DATA ENTRIES:
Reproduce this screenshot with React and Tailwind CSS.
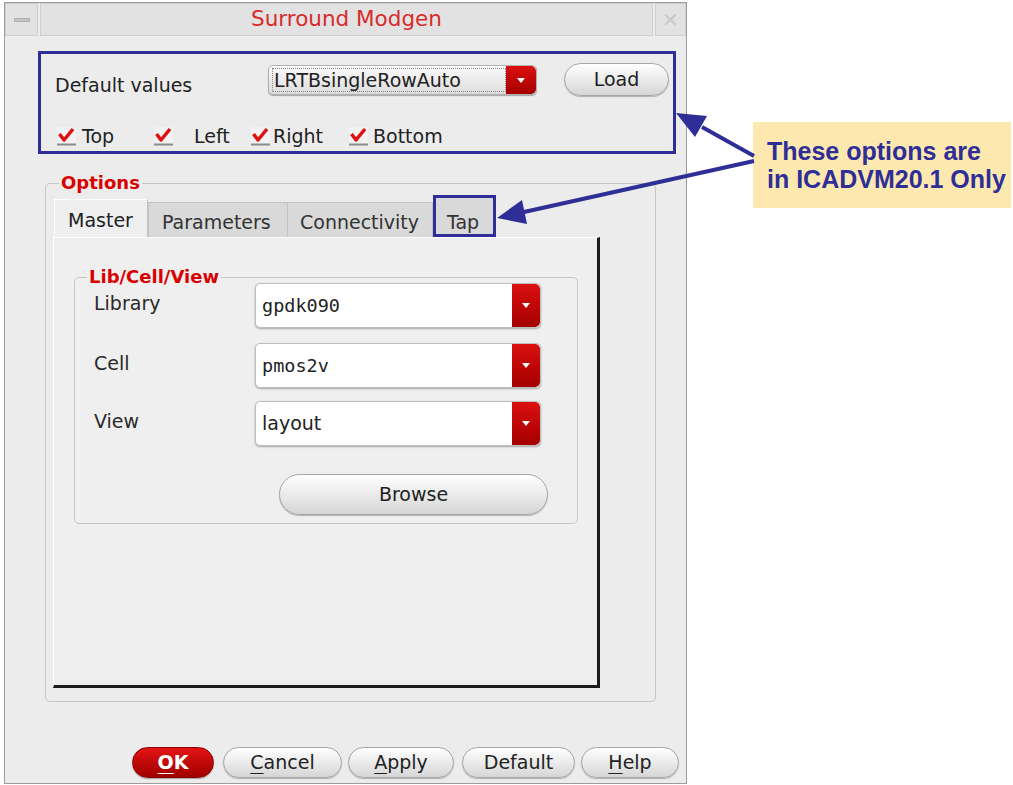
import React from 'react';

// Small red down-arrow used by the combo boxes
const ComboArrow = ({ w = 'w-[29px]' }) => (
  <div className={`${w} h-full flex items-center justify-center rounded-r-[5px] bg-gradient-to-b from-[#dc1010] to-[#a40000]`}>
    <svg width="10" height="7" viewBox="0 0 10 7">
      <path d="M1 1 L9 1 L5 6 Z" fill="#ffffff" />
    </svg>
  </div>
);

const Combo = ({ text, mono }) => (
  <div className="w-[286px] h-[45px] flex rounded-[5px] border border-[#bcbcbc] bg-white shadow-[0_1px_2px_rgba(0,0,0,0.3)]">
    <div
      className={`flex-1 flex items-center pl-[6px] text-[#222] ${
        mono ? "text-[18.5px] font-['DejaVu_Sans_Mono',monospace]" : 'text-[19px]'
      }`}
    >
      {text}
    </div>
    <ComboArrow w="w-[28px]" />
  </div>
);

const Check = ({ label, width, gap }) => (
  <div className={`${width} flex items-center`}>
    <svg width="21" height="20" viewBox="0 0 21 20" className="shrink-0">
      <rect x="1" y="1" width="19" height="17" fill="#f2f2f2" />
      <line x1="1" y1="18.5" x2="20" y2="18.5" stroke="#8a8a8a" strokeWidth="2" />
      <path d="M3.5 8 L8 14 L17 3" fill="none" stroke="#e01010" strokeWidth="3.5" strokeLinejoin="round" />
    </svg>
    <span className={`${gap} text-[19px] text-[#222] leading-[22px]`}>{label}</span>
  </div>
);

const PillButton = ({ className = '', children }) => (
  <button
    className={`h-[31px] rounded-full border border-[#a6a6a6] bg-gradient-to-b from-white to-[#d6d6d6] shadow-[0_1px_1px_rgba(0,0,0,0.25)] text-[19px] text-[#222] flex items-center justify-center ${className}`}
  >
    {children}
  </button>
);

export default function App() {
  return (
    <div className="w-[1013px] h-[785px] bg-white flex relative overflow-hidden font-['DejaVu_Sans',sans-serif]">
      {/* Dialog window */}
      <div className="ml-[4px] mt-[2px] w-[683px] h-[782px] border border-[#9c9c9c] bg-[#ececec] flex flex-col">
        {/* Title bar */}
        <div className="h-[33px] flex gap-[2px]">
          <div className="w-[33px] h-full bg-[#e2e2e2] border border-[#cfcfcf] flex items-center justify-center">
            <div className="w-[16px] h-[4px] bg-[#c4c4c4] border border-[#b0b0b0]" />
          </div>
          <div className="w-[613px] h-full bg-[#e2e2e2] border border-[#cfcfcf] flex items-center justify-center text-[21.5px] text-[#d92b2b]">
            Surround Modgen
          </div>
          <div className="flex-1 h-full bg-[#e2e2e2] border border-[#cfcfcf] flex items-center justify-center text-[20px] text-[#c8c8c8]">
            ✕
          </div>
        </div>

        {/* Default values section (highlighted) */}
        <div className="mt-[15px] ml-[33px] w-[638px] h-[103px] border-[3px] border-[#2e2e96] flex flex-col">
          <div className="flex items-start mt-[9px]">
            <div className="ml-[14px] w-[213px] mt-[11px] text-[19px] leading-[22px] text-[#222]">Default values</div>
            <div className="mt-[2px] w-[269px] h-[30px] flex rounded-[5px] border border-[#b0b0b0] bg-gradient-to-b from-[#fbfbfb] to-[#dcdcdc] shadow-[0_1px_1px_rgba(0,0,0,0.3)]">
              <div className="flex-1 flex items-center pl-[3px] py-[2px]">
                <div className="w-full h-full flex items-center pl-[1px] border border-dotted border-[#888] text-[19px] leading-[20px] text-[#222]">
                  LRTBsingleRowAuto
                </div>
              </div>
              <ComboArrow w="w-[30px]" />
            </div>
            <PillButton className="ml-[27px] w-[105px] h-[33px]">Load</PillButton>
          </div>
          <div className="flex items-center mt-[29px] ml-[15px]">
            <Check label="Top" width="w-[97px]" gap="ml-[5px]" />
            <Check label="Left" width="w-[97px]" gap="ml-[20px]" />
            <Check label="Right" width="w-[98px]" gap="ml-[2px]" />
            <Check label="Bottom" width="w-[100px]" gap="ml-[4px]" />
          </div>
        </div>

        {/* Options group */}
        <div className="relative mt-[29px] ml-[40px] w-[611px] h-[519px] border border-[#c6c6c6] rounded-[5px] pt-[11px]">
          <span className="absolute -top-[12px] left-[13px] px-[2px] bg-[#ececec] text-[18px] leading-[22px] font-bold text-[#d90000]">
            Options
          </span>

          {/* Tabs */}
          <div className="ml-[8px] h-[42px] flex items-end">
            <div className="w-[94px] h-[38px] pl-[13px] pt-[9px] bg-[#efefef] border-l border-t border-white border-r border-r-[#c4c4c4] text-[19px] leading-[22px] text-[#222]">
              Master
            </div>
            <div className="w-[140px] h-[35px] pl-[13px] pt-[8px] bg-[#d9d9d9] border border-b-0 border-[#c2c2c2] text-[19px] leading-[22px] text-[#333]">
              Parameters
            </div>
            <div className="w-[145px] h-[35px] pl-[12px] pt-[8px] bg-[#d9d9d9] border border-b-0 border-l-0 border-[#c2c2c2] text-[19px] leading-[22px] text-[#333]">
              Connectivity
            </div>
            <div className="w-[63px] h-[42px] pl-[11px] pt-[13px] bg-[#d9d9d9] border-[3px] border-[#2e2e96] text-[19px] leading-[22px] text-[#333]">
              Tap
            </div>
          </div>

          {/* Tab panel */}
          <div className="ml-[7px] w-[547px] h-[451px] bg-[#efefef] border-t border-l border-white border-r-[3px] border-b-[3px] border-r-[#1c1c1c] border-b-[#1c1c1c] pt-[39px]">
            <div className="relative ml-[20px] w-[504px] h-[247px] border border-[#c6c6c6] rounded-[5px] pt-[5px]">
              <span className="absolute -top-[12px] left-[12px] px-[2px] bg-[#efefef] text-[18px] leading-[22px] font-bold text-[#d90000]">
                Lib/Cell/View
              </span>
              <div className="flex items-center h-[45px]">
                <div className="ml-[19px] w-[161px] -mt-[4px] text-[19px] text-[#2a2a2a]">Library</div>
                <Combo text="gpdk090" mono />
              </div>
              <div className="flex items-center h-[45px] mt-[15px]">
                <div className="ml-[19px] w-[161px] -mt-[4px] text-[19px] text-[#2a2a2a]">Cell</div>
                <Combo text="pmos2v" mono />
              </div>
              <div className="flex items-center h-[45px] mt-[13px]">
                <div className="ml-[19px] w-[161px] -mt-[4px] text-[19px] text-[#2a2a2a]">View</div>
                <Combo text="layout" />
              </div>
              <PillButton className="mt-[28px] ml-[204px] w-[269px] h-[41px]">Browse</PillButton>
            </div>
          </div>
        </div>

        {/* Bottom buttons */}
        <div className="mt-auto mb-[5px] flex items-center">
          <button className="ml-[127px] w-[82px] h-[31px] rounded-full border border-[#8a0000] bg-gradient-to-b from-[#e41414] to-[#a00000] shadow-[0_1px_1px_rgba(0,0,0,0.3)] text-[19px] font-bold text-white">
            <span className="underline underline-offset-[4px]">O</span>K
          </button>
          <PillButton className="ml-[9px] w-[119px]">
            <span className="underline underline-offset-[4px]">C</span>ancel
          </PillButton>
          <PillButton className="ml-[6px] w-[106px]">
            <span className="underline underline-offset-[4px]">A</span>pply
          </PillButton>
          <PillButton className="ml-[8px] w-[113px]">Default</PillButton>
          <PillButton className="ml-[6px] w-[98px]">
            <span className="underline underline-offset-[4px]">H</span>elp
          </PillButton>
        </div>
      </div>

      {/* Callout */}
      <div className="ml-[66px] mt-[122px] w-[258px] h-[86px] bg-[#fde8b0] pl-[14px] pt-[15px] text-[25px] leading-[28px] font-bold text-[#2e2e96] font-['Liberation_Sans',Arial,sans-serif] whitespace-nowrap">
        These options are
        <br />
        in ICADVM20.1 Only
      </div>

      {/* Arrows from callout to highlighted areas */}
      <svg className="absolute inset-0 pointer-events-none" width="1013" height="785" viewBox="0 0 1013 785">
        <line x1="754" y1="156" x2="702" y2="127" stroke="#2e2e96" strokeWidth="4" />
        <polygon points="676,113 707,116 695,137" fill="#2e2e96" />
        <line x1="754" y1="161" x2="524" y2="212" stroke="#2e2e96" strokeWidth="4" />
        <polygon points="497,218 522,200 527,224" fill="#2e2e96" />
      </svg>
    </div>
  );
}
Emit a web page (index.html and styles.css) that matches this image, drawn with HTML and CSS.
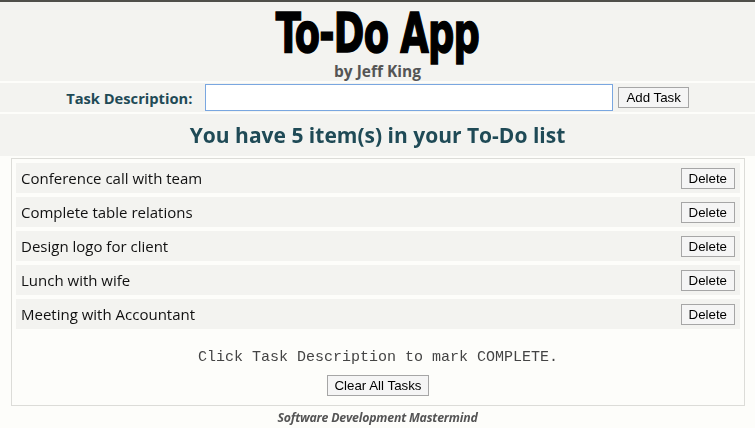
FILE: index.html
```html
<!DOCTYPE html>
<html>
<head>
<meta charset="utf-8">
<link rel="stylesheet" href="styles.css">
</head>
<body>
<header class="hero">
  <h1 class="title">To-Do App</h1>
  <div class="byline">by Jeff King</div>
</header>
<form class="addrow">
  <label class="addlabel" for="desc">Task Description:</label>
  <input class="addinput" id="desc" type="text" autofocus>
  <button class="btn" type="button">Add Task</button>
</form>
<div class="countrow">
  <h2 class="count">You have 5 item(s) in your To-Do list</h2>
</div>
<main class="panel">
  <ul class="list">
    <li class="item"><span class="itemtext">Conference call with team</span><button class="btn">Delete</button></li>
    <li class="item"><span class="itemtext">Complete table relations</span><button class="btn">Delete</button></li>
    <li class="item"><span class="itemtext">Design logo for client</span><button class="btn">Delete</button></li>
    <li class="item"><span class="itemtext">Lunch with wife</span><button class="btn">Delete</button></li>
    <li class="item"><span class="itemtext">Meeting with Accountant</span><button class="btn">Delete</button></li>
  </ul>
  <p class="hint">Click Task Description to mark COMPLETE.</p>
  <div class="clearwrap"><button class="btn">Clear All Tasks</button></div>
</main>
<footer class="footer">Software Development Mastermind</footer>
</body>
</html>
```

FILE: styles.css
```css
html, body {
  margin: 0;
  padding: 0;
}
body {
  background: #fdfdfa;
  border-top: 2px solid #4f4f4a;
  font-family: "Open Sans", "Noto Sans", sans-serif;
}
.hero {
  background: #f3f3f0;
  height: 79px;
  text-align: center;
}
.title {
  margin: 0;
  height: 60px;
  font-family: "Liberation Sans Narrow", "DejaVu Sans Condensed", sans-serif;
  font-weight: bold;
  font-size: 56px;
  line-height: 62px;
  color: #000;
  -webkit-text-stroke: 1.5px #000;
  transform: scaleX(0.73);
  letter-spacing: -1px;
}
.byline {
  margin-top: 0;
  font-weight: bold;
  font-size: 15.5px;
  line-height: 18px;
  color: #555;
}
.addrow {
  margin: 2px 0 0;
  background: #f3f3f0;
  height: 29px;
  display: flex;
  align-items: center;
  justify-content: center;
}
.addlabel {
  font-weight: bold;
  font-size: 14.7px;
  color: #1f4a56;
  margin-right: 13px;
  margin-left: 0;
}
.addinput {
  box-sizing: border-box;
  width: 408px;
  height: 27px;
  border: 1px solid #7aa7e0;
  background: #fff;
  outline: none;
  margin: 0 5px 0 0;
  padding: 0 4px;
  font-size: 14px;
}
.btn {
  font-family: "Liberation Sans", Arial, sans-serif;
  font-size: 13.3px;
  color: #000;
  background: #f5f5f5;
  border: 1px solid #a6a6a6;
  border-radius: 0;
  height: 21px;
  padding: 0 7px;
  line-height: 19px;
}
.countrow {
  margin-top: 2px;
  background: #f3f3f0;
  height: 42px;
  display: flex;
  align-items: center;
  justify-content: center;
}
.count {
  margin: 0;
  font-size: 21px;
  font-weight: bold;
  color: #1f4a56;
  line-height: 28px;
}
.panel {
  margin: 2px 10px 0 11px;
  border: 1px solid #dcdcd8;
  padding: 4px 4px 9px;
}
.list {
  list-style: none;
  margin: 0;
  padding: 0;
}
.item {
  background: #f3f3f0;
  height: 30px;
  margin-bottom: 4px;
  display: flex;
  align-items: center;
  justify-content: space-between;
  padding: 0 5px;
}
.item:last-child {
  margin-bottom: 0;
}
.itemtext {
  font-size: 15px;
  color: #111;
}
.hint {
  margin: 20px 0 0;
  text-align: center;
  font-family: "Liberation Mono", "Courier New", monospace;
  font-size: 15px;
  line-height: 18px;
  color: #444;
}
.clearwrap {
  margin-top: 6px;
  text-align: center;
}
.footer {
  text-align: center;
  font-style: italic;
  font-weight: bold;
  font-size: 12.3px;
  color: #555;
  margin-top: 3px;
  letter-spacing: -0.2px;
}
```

REQUIRED TASK: Collect each line above holding the string "with".

TASK SOLUTION:
Reproduce this screenshot with React and Tailwind CSS.
Emit a web page (index.html and styles.css) that matches this image, drawn with HTML and CSS.
    <li class="item"><span class="itemtext">Conference call with team</span><button class="btn">Delete</button></li>
    <li class="item"><span class="itemtext">Lunch with wife</span><button class="btn">Delete</button></li>
    <li class="item"><span class="itemtext">Meeting with Accountant</span><button class="btn">Delete</button></li>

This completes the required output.